Supplied data
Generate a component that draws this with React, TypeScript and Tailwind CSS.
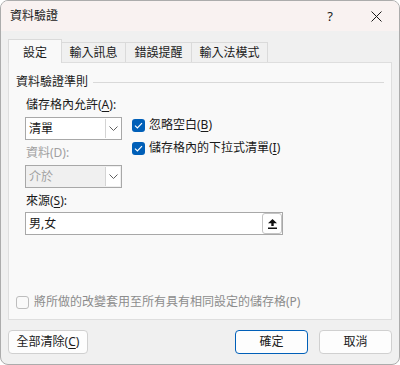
import React from "react";

const font = "font-['Noto_Sans','Noto_Sans_CJK_TC',sans-serif]";

function Chevron() {
  return (
    <svg width="9" height="5" viewBox="0 0 9 5" fill="none">
      <path d="M0.5 0.5 L4.5 4.5 L8.5 0.5" stroke="#606060" strokeWidth="1" />
    </svg>
  );
}

function Check() {
  return (
    <span className="flex h-[13px] w-[13px] items-center justify-center rounded-[3px] bg-[#005fb8]">
      <svg width="9" height="7" viewBox="0 0 9 7" fill="none">
        <path d="M1 3.6 L3.4 6 L8 1.2" stroke="white" strokeWidth="1.2" />
      </svg>
    </span>
  );
}

function Select({ value, disabled }: { value: string; disabled?: boolean }) {
  return (
    <div
      className={`flex h-[23px] w-[97px] items-stretch border border-[#a8a8a8] ${
        disabled ? "bg-[#f0f0f0] text-[#a0a0a0]" : "bg-white text-[#1a1a1a]"
      }`}
    >
      <div className="flex flex-1 items-center pl-[3px] text-[12px] leading-[16px]">{value}</div>
      <div className="m-px flex w-[15px] items-center justify-center border-l border-[#d4d4d4] bg-white">
        <Chevron />
      </div>
    </div>
  );
}

export default function App() {
  const tabs = [
    { label: "輸入訊息", w: "w-[64px]" },
    { label: "錯誤提醒", w: "w-[66px]" },
    { label: "輸入法模式", w: "w-[76px]" },
  ];

  return (
    <div
      className={`${font} flex h-[365px] w-[400px] flex-col overflow-hidden rounded-[8px] border border-[#acacac] bg-[#f0f0f0] text-[12px] leading-[16px] text-[#1a1a1a]`}
    >
      {/* title bar */}
      <div className="flex h-[30px] items-center bg-[#f9f2f1] pl-[9px]">
        <span className="text-[12px]">資料驗證</span>
        <div className="flex-1" />
        <div className="flex w-[46px] items-center justify-center text-[13px]">?</div>
        <div className="flex w-[46px] items-center justify-center">
          <svg width="11" height="11" viewBox="0 0 11 11">
            <path d="M0.5 0.5 L10.5 10.5 M10.5 0.5 L0.5 10.5" stroke="#1a1a1a" strokeWidth="1" />
          </svg>
        </div>
      </div>

      <div className="flex flex-1 flex-col pl-[7px] pr-[7px]">
        {/* tabs */}
        <div className="mt-[8px] flex h-[23px] items-end">
          <div className="relative z-10 -mb-px flex h-[24px] w-[54px] items-center justify-center border border-b-0 border-[#dadada] bg-[#f9f9f9] pt-[2px]">
            設定
          </div>
          {tabs.map((t) => (
            <div
              key={t.label}
              className={`flex h-[20px] ${t.w} items-center justify-center border-r border-t border-[#dadada] bg-[#f0f0f0] pt-px`}
            >
              {t.label}
            </div>
          ))}
        </div>

        {/* panel */}
        <div className="flex h-[258px] flex-col border border-[#dedede] bg-[#f9f9f9]">
          <div className="mt-[11px] flex items-center pl-[7px] pr-[7px]">
            <span>資料驗證準則</span>
            <div className="ml-[5px] h-px flex-1 bg-[#d9d9d9]" />
          </div>

          <div className="flex flex-col pl-[16px]">
            <div className="mt-[7px] pl-px">
              儲存格內允許(<u className="underline-offset-2">A</u>):
            </div>
            <div className="mt-[4px] flex">
              <div className="flex flex-col">
                <Select value="清單" />
                <div className="mt-[5px] pl-px text-[#a0a0a0]">資料(D):</div>
                <div className="mt-[4px]">
                  <Select value="介於" disabled />
                </div>
              </div>
              <div className="ml-[10px] flex flex-col">
                <div className="flex h-[16px] items-center gap-[4px]">
                  <Check />
                  <span>
                    忽略空白(<u className="underline-offset-2">B</u>)
                  </span>
                </div>
                <div className="mt-[7px] flex h-[16px] items-center gap-[4px]">
                  <Check />
                  <span>
                    儲存格內的下拉式清單(<u className="underline-offset-2">I</u>)
                  </span>
                </div>
              </div>
            </div>
            <div className="mt-[5px] pl-px">
              來源(<u className="underline-offset-2">S</u>):
            </div>
            <div className="mt-[3px] flex h-[23px] w-[258px] items-stretch border border-[#a8a8a8] bg-white">
              <div className="flex flex-1 items-center pl-[3px]">男,女</div>
              <div className="flex w-[20px] items-center justify-center rounded-[3px] border border-[#c4c4c4] bg-white">
                <svg width="9" height="10" viewBox="0 0 9 10">
                  <path d="M4.5 0 L0 4.2 H3.3 V7 H5.7 V4.2 H9 Z" fill="#111" />
                  <rect x="0" y="8.5" width="9" height="1.5" fill="#111" />
                </svg>
              </div>
            </div>
          </div>

          <div className="mb-[9px] mt-auto flex h-[16px] items-center gap-[5px] pl-[7px] text-[#8c8c8c]">
            <span className="h-[13px] w-[13px] rounded-[3px] border border-[#bdbdbd]" />
            <span>將所做的改變套用至所有具有相同設定的儲存格(P)</span>
          </div>
        </div>

        {/* buttons */}
        <div className="mt-[10px] flex">
          <button className="flex h-[24px] w-[80px] items-center justify-center rounded-[4px] border border-[#d0d0d0] bg-[#fdfdfd]">
            全部清除(<u className="underline-offset-2">C</u>)
          </button>
          <div className="flex-1" />
          <button className="flex h-[24px] w-[73px] items-center justify-center rounded-[4px] border border-[#005fb8] bg-[#fdfdfd]">
            確定
          </button>
          <button className="ml-[11px] flex h-[24px] w-[73px] items-center justify-center rounded-[4px] border border-[#d0d0d0] bg-[#fdfdfd]">
            取消
          </button>
        </div>
      </div>
    </div>
  );
}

Task prompt
Copy all the data exactly as written, but skip any picture.

Solution
Generate a component that draws this with React, TypeScript and Tailwind CSS.
import React from "react";

const font = "font-['Noto_Sans','Noto_Sans_CJK_TC',sans-serif]";

function Chevron() {
  return (
    <svg width="9" height="5" viewBox="0 0 9 5" fill="none">
      <path d="M0.5 0.5 L4.5 4.5 L8.5 0.5" stroke="#606060" strokeWidth="1" />
    </svg>
  );
}

function Check() {
  return (
    <span className="flex h-[13px] w-[13px] items-center justify-center rounded-[3px] bg-[#005fb8]">
      <svg width="9" height="7" viewBox="0 0 9 7" fill="none">
        <path d="M1 3.6 L3.4 6 L8 1.2" stroke="white" strokeWidth="1.2" />
      </svg>
    </span>
  );
}

function Select({ value, disabled }: { value: string; disabled?: boolean }) {
  return (
    <div
      className={`flex h-[23px] w-[97px] items-stretch border border-[#a8a8a8] ${
        disabled ? "bg-[#f0f0f0] text-[#a0a0a0]" : "bg-white text-[#1a1a1a]"
      }`}
    >
      <div className="flex flex-1 items-center pl-[3px] text-[12px] leading-[16px]">{value}</div>
      <div className="m-px flex w-[15px] items-center justify-center border-l border-[#d4d4d4] bg-white">
        <Chevron />
      </div>
    </div>
  );
}

export default function App() {
  const tabs = [
    { label: "輸入訊息", w: "w-[64px]" },
    { label: "錯誤提醒", w: "w-[66px]" },
    { label: "輸入法模式", w: "w-[76px]" },
  ];

  return (
    <div
      className={`${font} flex h-[365px] w-[400px] flex-col overflow-hidden rounded-[8px] border border-[#acacac] bg-[#f0f0f0] text-[12px] leading-[16px] text-[#1a1a1a]`}
    >
      {/* title bar */}
      <div className="flex h-[30px] items-center bg-[#f9f2f1] pl-[9px]">
        <span className="text-[12px]">資料驗證</span>
        <div className="flex-1" />
        <div className="flex w-[46px] items-center justify-center text-[13px]">?</div>
        <div className="flex w-[46px] items-center justify-center">
          <svg width="11" height="11" viewBox="0 0 11 11">
            <path d="M0.5 0.5 L10.5 10.5 M10.5 0.5 L0.5 10.5" stroke="#1a1a1a" strokeWidth="1" />
          </svg>
        </div>
      </div>

      <div className="flex flex-1 flex-col pl-[7px] pr-[7px]">
        {/* tabs */}
        <div className="mt-[8px] flex h-[23px] items-end">
          <div className="relative z-10 -mb-px flex h-[24px] w-[54px] items-center justify-center border border-b-0 border-[#dadada] bg-[#f9f9f9] pt-[2px]">
            設定
          </div>
          {tabs.map((t) => (
            <div
              key={t.label}
              className={`flex h-[20px] ${t.w} items-center justify-center border-r border-t border-[#dadada] bg-[#f0f0f0] pt-px`}
            >
              {t.label}
            </div>
          ))}
        </div>

        {/* panel */}
        <div className="flex h-[258px] flex-col border border-[#dedede] bg-[#f9f9f9]">
          <div className="mt-[11px] flex items-center pl-[7px] pr-[7px]">
            <span>資料驗證準則</span>
            <div className="ml-[5px] h-px flex-1 bg-[#d9d9d9]" />
          </div>

          <div className="flex flex-col pl-[16px]">
            <div className="mt-[7px] pl-px">
              儲存格內允許(<u className="underline-offset-2">A</u>):
            </div>
            <div className="mt-[4px] flex">
              <div className="flex flex-col">
                <Select value="清單" />
                <div className="mt-[5px] pl-px text-[#a0a0a0]">資料(D):</div>
                <div className="mt-[4px]">
                  <Select value="介於" disabled />
                </div>
              </div>
              <div className="ml-[10px] flex flex-col">
                <div className="flex h-[16px] items-center gap-[4px]">
                  <Check />
                  <span>
                    忽略空白(<u className="underline-offset-2">B</u>)
                  </span>
                </div>
                <div className="mt-[7px] flex h-[16px] items-center gap-[4px]">
                  <Check />
                  <span>
                    儲存格內的下拉式清單(<u className="underline-offset-2">I</u>)
                  </span>
                </div>
              </div>
            </div>
            <div className="mt-[5px] pl-px">
              來源(<u className="underline-offset-2">S</u>):
            </div>
            <div className="mt-[3px] flex h-[23px] w-[258px] items-stretch border border-[#a8a8a8] bg-white">
              <div className="flex flex-1 items-center pl-[3px]">男,女</div>
              <div className="flex w-[20px] items-center justify-center rounded-[3px] border border-[#c4c4c4] bg-white">
                <svg width="9" height="10" viewBox="0 0 9 10">
                  <path d="M4.5 0 L0 4.2 H3.3 V7 H5.7 V4.2 H9 Z" fill="#111" />
                  <rect x="0" y="8.5" width="9" height="1.5" fill="#111" />
                </svg>
              </div>
            </div>
          </div>

          <div className="mb-[9px] mt-auto flex h-[16px] items-center gap-[5px] pl-[7px] text-[#8c8c8c]">
            <span className="h-[13px] w-[13px] rounded-[3px] border border-[#bdbdbd]" />
            <span>將所做的改變套用至所有具有相同設定的儲存格(P)</span>
          </div>
        </div>

        {/* buttons */}
        <div className="mt-[10px] flex">
          <button className="flex h-[24px] w-[80px] items-center justify-center rounded-[4px] border border-[#d0d0d0] bg-[#fdfdfd]">
            全部清除(<u className="underline-offset-2">C</u>)
          </button>
          <div className="flex-1" />
          <button className="flex h-[24px] w-[73px] items-center justify-center rounded-[4px] border border-[#005fb8] bg-[#fdfdfd]">
            確定
          </button>
          <button className="ml-[11px] flex h-[24px] w-[73px] items-center justify-center rounded-[4px] border border-[#d0d0d0] bg-[#fdfdfd]">
            取消
          </button>
        </div>
      </div>
    </div>
  );
}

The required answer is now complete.